The pink pound of sausages

Have you ever met a homosexual pig? I was introduced to one recently and, I must admit, I had my doubts. It didn’t look any different from the other pigs. It wasn’t dressed in a flamboyant fashion, didn’t seem to demonstrate a greater sensitivity to what was going on around it and I’m sure, if there had been a TV, would have shown as much interest in Sky Sports as the next pig.
But its owners, soon to be suppliers of fine rare-breed pork to our restaurant, were convinced it was gay. Why? Because this male pig wasn’t – how do I put this? – doing its job when it came to the lady pigs. He didn’t seem to show any interest in the procreation department. While they fluttered their eyelashes and pouted, the females in the field couldn’t even muster a wolf whistle from the boar.
Now, the subject of animal homosexuality has interested animal and wildlife experts for some time but it seems there are very conflicting views on it. On one side of this major, world-changing debate are those who are convinced that there’s no reason why a pig shouldn’t be attracted to members of its own sex. After all, it happens with humans. But I’m not so sure.
First of all, just because a creature of one sex doesn’t actually fancy the opposite sex, preferring to hang out with members of its own sex, without actually having sex, does that make that creature gay or simply a golfer?
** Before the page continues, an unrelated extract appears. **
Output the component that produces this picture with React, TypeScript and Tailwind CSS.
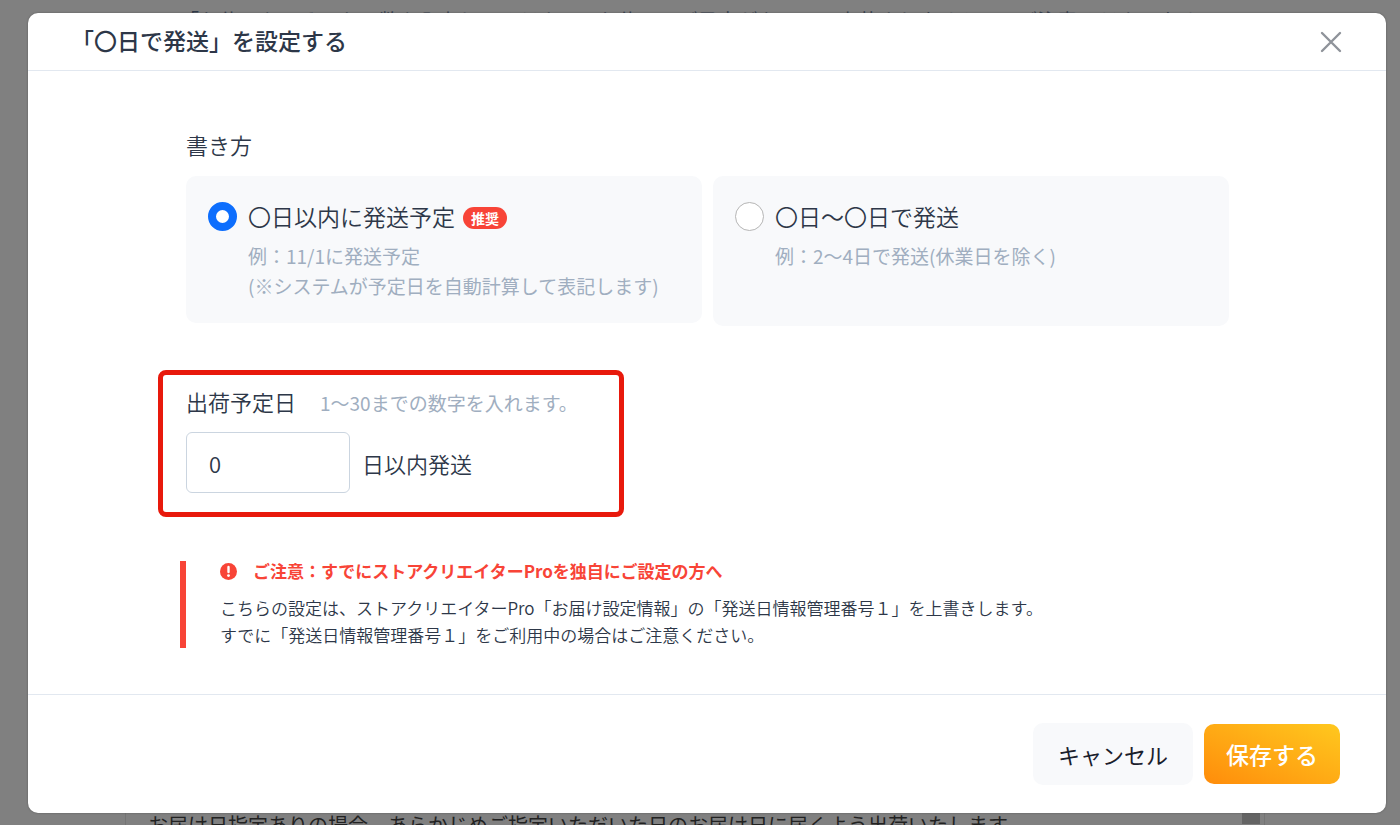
import React, { useState } from 'react';

interface MethodOptionProps {
  value: string;
  label: string;
  badge?: string;
  notes: string[];
  checked: boolean;
  className?: string;
  onSelect: (value: string) => void;
}

const MethodOption: React.FC<MethodOptionProps> = ({
  value,
  label,
  badge,
  notes,
  checked,
  className = '',
  onSelect,
}) => {
  return (
    <label
      className={`flex flex-1 items-start gap-[11px] rounded-[10px] bg-[#f8f9fb] px-[22px] pt-[26px] pb-[22px] ${className}`}
    >
      <input
        type="radio"
        name="method"
        value={value}
        checked={checked}
        onChange={() => onSelect(value)}
        className="size-[29px] shrink-0 appearance-none rounded-full border border-[#b5b5b5] bg-white checked:border-8 checked:border-[#0d6efd]"
      />
      <span className="flex flex-col">
        <span className="flex items-center gap-2 text-[23px] leading-7 font-[350]">
          {label}
          {badge && (
            <span className="mt-1 rounded-full bg-[#f84437] px-2 text-[14px] leading-[22px] font-bold text-white">
              {badge}
            </span>
          )}
        </span>
        <span className="mt-[11px] text-[19px] leading-[30px] text-[#a0aec0]">
          {notes.map((note) => (
            <span key={note} className="block">
              {note}
            </span>
          ))}
        </span>
      </span>
    </label>
  );
};

const App: React.FC = () => {
  const [method, setMethod] = useState('within');
  const [days, setDays] = useState('0');

  return (
    <div className="relative flex h-screen flex-col overflow-hidden bg-[#808080] pt-[13px] pr-3.5 pb-3 pl-7 font-['Noto_Sans_CJK_JP',sans-serif] text-[#2d3748]">
      {/* page behind the dialog */}
      <p className="absolute top-[9px] left-[179px] text-[20px] leading-6 whitespace-nowrap">
        「お休日をのぞいた日数を入力してください。お休みのご予定がある日は出荷されませんのでご注意くださいませ。
      </p>
      <div className="absolute top-[700px] left-[125px] h-[140px] w-[1140px] border-x border-[#747474]">
        <p className="absolute top-[113px] left-[22px] text-[20px] leading-6 whitespace-nowrap text-[#222]">
          お届け日指定ありの場合、あらかじめご指定いただいた日のお届け日に届くよう出荷いたします
        </p>
        <div className="absolute right-1 bottom-4 h-6 w-[18px] bg-[#646464]" />
      </div>

      <div
        role="dialog"
        aria-labelledby="dialog-title"
        className="relative flex flex-1 flex-col rounded-[10px] bg-white shadow-[0_0_2px_#555]"
      >
        <header className="flex h-[58px] items-center justify-between border-b border-[#e2e8f0] pr-11 pl-[43px]">
          <h1 id="dialog-title" className="pb-1 text-[23px] leading-8 font-medium">
            「〇日で発送」を設定する
          </h1>
          <button type="button" aria-label="閉じる" className="text-[#8f939a]">
            <svg
              viewBox="0 0 22 22"
              className="size-[22px]"
              fill="none"
              stroke="currentColor"
              strokeWidth="2.4"
              strokeLinecap="round"
            >
              <path d="M2 2l18 18M20 2L2 20" />
            </svg>
          </button>
        </header>

        <main className="flex-1 pt-[57px] pr-[157px] pl-[158px]">
          <h2 className="text-[22px] leading-8 font-[350]">書き方</h2>
          <div className="mt-4 flex items-start gap-[11px]">
            <MethodOption
              value="within"
              label="〇日以内に発送予定"
              badge="推奨"
              notes={['例：11/1に発送予定', '(※システムが予定日を自動計算して表記します)']}
              checked={method === 'within'}
              onSelect={setMethod}
            />
            <MethodOption
              value="range"
              label="〇日〜〇日で発送"
              notes={['例：2〜4日で発送(休業日を除く)']}
              checked={method === 'range'}
              className="min-h-[150px]"
              onSelect={setMethod}
            />
          </div>

          <div className="mt-11 -ml-7 w-[466px] rounded-lg border-[5px] border-[#e8190c] px-[23px] pt-2.5 pb-[19px]">
            <div className="flex items-baseline gap-6">
              <label htmlFor="days" className="text-[22px] leading-8 font-[350]">
                出荷予定日
              </label>
              <span className="text-[19px] leading-8 text-[#a0aec0]">
                1〜30までの数字を入れます。
              </span>
            </div>
            <div className="mt-[13px] flex items-center gap-3">
              <input
                id="days"
                type="text"
                value={days}
                onChange={(e) => setDays(e.target.value)}
                className="h-[61px] w-[164px] rounded-md border border-[#cbd5e0] px-[22px] text-[22px] font-[350]"
              />
              <span className="text-[22px] leading-8 font-[350]">日以内発送</span>
            </div>
          </div>

          <div className="mt-11 -ml-1.5 border-l-[6px] border-[#f84437] pl-[34px]">
            <p className="flex items-center gap-4 text-[17px] leading-5 font-bold text-[#f84437]">
              <svg viewBox="0 0 17 17" className="size-[17px]" aria-hidden="true">
                <circle cx="8.5" cy="8.5" r="8.5" fill="#f84437" />
                <path d="M8.5 4v5" stroke="#fff" strokeWidth="2.4" strokeLinecap="round" />
                <circle cx="8.5" cy="12.6" r="1.4" fill="#fff" />
              </svg>
              ご注意：すでにストアクリエイターProを独自にご設定の方へ
            </p>
            <p className="mt-[13px] text-[17px] leading-[27px] font-[350]">
              こちらの設定は、ストアクリエイターPro「お届け設定情報」の「発送日情報管理番号１」を上書きします。
              <br />
              すでに「発送日情報管理番号１」をご利用中の場合はご注意ください。
            </p>
          </div>
        </main>

        <footer className="flex h-[119px] items-center justify-end gap-[11px] border-t border-[#e2e8f0] pr-[46px]">
          <button
            type="button"
            className="h-[62px] rounded-[10px] bg-[#f8f9fb] px-[25px] text-[22px] text-[#1a202c]"
          >
            キャンセル
          </button>
          <button
            type="button"
            className="h-[60px] rounded-[10px] bg-linear-to-tr from-[#ff8c0a] to-[#ffc81e] px-[22px] text-[23px] font-medium text-white"
          >
            保存する
          </button>
        </footer>
      </div>
    </div>
  );
};

export default App;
But there’s a danger in treating animals like people; giving them human qualities. We’ve got a cat at home who, due to years of conditioning, knows that it’ll get fed immediately it sees someone first thing in the morning and again at approximately nine in the evening. When friends come around, that 9pm can slide to midnight and the cat plays up by meowing louder than the background music and rolling on the floor, making throat-cutting gestures. Of course our friends accuse us of being cruel to the cat and depriving it of food. “Look at its little face,” they say, “it’s starving and begging you”.
No it’s not starving. It’s been out depleting the vole population all day and, to be totally honest, doesn’t actually need an expensive sachet of kitty fodder. But it’s been conditioned by us, the superior race, to expect free food at set times. We’ve trained it. Cats are not humans. Neither are dogs and pigs certainly aren’t.
Despite what people might suggest, they don’t train you. They haven’t got the same reasoning abilities that we have. But they do have intuitive skills that have been developed in the wild that enable them to focus on the important things in life: food, warmth, sleep, procreation. Don’t confuse those with intelligence. Otherwise, why have cats not invented a vole killing machine yet so that they can sleep even more hours of the day?
I believe this is one of the reasons that some people hate the idea of naming animals when they know that they’re being reared for food. A name encourages the already susceptible human to consider the animal even more like him or her self.
So if they’re not really like humans, can they be homosexual? Maybe our boy pig just wasn’t too turned on by nooky. So, in the real world of farming, this young – possibly gay – pig ended up as sausages. Which, of course, were pink.